▶ WHAT YOU WILL DO:
Determine the number of lines in the data that include the word "index", and write only that number.

▶ DATA SECTION:

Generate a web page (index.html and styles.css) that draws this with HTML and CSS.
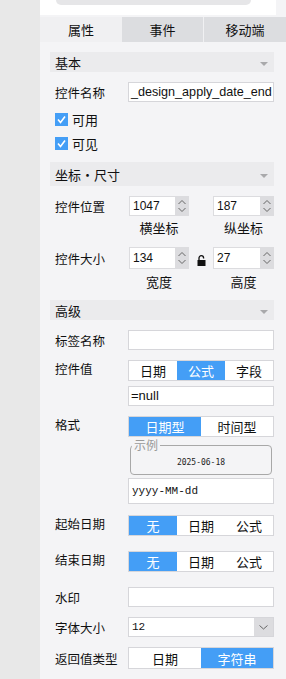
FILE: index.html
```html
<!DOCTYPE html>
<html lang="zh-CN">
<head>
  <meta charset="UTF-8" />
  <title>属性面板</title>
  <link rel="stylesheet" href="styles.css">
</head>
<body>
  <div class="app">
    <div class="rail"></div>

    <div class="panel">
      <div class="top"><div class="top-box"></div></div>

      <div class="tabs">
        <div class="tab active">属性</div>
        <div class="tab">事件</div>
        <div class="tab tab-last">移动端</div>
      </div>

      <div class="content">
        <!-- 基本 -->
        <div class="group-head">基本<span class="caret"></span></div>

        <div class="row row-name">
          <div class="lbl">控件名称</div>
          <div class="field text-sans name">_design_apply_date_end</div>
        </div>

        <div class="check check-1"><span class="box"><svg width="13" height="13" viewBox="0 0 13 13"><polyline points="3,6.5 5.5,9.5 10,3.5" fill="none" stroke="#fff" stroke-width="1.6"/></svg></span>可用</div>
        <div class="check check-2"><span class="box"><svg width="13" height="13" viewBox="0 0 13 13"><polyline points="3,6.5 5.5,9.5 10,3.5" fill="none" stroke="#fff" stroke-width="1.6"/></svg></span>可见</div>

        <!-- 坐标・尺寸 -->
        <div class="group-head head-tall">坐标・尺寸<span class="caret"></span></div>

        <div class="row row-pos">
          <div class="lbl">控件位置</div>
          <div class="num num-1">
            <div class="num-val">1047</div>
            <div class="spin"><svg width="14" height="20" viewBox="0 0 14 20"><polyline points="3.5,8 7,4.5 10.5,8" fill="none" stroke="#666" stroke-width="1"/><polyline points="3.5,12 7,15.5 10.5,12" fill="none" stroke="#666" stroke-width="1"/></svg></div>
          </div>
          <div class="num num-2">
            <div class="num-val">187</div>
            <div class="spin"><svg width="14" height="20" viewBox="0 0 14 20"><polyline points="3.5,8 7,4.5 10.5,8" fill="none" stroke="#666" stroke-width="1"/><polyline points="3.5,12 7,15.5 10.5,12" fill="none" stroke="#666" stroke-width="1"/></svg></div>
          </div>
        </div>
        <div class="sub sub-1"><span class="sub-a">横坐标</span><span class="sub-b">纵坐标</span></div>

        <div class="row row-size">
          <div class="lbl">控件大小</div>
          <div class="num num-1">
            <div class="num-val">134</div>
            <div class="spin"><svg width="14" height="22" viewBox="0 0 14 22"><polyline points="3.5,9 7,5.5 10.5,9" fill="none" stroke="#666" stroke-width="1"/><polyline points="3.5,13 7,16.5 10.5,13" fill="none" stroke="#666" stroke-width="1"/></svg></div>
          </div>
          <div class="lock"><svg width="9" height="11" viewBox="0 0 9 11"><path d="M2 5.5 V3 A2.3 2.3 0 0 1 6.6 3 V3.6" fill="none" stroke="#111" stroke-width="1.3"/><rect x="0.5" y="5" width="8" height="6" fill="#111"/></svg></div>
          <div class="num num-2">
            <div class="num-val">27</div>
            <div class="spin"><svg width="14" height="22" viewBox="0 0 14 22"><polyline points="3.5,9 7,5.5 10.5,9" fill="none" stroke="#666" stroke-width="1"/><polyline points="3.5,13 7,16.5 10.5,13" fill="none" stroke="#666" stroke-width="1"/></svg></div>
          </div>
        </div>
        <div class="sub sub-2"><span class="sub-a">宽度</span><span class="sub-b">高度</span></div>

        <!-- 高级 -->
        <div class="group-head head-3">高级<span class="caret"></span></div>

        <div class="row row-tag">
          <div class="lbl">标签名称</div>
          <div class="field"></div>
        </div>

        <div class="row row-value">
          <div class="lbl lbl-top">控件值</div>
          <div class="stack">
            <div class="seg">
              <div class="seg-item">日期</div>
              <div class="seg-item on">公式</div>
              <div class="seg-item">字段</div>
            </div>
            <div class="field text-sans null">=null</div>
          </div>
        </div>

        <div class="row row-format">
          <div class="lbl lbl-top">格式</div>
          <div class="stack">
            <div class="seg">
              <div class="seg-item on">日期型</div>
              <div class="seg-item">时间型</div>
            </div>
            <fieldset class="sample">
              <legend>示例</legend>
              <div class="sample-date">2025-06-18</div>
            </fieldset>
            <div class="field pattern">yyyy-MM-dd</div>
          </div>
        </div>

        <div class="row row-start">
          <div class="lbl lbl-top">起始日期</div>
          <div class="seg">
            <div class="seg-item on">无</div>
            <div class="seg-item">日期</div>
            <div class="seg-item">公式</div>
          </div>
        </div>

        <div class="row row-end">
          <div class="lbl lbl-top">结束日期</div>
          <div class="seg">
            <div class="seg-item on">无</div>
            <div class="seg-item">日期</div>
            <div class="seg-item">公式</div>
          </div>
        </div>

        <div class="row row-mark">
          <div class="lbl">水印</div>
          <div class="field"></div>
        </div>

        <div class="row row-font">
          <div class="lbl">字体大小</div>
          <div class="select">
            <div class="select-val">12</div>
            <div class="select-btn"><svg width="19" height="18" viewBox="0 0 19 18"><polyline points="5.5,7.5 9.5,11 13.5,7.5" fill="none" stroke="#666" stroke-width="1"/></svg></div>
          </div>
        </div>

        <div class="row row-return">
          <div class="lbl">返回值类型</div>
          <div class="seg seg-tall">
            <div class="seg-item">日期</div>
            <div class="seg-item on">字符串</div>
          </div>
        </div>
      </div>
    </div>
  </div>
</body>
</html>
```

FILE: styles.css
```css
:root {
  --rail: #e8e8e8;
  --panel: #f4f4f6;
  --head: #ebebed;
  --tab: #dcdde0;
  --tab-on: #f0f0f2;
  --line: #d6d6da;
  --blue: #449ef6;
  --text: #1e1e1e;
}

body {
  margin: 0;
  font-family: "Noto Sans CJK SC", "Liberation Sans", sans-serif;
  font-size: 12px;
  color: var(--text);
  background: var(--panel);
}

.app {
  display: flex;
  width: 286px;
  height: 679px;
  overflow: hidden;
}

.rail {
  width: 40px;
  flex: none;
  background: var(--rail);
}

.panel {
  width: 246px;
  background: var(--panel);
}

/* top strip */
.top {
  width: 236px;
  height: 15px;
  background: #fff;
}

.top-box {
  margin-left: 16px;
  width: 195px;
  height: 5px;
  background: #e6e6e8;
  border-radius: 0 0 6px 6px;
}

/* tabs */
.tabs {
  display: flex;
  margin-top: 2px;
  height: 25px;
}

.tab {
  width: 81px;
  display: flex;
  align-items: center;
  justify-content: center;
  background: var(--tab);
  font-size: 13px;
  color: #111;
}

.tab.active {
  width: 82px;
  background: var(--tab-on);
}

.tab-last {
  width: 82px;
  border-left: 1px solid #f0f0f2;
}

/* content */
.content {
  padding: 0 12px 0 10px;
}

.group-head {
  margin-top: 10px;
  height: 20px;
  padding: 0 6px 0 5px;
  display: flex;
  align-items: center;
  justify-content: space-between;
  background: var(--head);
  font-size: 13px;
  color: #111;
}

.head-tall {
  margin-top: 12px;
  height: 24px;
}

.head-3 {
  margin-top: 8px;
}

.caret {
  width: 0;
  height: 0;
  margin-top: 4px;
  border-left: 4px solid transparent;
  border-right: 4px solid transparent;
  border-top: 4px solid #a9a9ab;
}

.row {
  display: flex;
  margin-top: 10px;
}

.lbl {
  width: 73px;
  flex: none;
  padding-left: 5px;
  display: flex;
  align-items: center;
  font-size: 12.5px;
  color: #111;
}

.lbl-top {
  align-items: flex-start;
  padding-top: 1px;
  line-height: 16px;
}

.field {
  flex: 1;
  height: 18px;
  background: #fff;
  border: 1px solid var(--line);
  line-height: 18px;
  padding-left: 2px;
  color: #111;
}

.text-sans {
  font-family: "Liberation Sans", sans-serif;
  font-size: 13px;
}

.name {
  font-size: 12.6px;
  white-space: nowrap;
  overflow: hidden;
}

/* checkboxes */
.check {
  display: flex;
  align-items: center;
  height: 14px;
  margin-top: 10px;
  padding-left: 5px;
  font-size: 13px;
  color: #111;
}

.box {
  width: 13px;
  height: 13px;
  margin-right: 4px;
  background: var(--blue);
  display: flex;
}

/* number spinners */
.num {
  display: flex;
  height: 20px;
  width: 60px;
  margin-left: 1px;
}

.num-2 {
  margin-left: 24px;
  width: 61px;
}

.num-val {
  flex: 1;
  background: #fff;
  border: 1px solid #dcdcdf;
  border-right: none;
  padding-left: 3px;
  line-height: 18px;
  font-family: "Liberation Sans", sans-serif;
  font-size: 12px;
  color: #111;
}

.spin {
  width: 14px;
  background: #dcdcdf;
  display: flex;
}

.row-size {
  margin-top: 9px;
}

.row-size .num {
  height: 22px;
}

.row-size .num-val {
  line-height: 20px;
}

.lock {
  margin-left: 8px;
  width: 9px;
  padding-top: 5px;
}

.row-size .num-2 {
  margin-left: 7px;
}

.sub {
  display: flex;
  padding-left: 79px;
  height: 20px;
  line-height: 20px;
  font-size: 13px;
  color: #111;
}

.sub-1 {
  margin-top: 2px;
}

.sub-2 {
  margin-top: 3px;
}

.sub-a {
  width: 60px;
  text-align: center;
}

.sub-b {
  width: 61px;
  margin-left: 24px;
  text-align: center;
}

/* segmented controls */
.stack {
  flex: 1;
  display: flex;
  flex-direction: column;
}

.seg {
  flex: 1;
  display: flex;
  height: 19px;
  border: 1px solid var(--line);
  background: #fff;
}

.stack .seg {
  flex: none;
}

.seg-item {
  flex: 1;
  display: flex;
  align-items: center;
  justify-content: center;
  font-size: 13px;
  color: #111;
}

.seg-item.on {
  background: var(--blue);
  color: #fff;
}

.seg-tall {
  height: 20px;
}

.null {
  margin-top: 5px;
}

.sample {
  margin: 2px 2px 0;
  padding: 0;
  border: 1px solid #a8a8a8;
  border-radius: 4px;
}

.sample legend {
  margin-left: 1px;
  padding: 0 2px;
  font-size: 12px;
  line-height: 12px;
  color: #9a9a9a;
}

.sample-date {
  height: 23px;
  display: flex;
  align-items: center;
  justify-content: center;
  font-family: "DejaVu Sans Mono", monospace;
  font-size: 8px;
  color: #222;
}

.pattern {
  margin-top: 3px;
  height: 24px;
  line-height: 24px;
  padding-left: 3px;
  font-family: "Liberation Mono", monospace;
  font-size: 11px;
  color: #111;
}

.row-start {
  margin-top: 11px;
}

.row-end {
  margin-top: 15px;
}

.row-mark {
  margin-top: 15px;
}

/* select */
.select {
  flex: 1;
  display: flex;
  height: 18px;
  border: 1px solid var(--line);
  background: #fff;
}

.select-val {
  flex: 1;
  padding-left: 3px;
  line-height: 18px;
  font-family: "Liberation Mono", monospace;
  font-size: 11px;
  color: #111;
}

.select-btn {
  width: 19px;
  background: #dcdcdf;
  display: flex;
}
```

▶ EXPECTED ANSWER:
2